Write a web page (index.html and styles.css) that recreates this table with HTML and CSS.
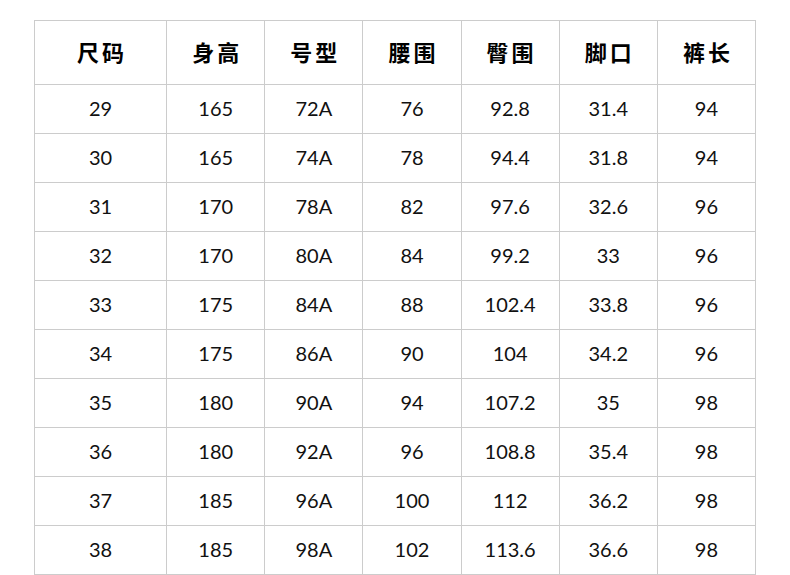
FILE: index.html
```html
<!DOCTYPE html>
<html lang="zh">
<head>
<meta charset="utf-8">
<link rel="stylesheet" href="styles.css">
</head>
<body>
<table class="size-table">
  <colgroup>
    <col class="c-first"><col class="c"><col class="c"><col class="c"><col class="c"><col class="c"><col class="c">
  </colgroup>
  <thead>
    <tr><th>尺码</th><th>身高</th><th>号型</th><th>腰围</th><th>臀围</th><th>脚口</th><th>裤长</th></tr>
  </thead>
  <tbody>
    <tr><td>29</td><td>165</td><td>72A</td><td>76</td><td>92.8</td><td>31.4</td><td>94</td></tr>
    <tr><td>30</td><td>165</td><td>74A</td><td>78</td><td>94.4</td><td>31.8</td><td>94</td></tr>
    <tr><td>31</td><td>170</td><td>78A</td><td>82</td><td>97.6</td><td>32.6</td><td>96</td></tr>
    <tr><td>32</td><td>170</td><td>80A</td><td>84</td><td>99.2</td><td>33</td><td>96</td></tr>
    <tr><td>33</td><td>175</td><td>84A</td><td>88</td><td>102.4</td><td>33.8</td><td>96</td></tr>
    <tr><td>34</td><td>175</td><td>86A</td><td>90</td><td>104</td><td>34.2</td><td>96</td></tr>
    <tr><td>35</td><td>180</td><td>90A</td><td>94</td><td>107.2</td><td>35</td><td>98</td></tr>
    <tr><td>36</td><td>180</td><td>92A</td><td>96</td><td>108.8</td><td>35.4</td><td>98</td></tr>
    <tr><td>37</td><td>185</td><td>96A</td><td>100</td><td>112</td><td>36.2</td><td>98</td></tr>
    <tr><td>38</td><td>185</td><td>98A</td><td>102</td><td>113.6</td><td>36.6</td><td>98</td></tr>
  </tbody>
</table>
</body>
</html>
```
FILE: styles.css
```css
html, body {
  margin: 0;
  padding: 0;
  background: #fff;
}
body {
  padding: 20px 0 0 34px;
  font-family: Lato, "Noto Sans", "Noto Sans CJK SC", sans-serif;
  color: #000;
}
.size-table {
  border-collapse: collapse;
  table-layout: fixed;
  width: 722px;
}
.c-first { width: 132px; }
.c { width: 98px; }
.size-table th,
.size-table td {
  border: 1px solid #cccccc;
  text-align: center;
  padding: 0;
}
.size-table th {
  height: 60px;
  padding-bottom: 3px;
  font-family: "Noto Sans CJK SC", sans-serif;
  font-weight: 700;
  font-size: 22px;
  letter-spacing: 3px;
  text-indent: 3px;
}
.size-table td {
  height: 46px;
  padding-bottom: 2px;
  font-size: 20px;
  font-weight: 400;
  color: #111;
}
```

====================

__Challenge__
Select every line of the material above holding the word "index" and copy it.

__Problem solution__
Write a web page (index.html and styles.css) that recreates this table with HTML and CSS.
FILE: index.html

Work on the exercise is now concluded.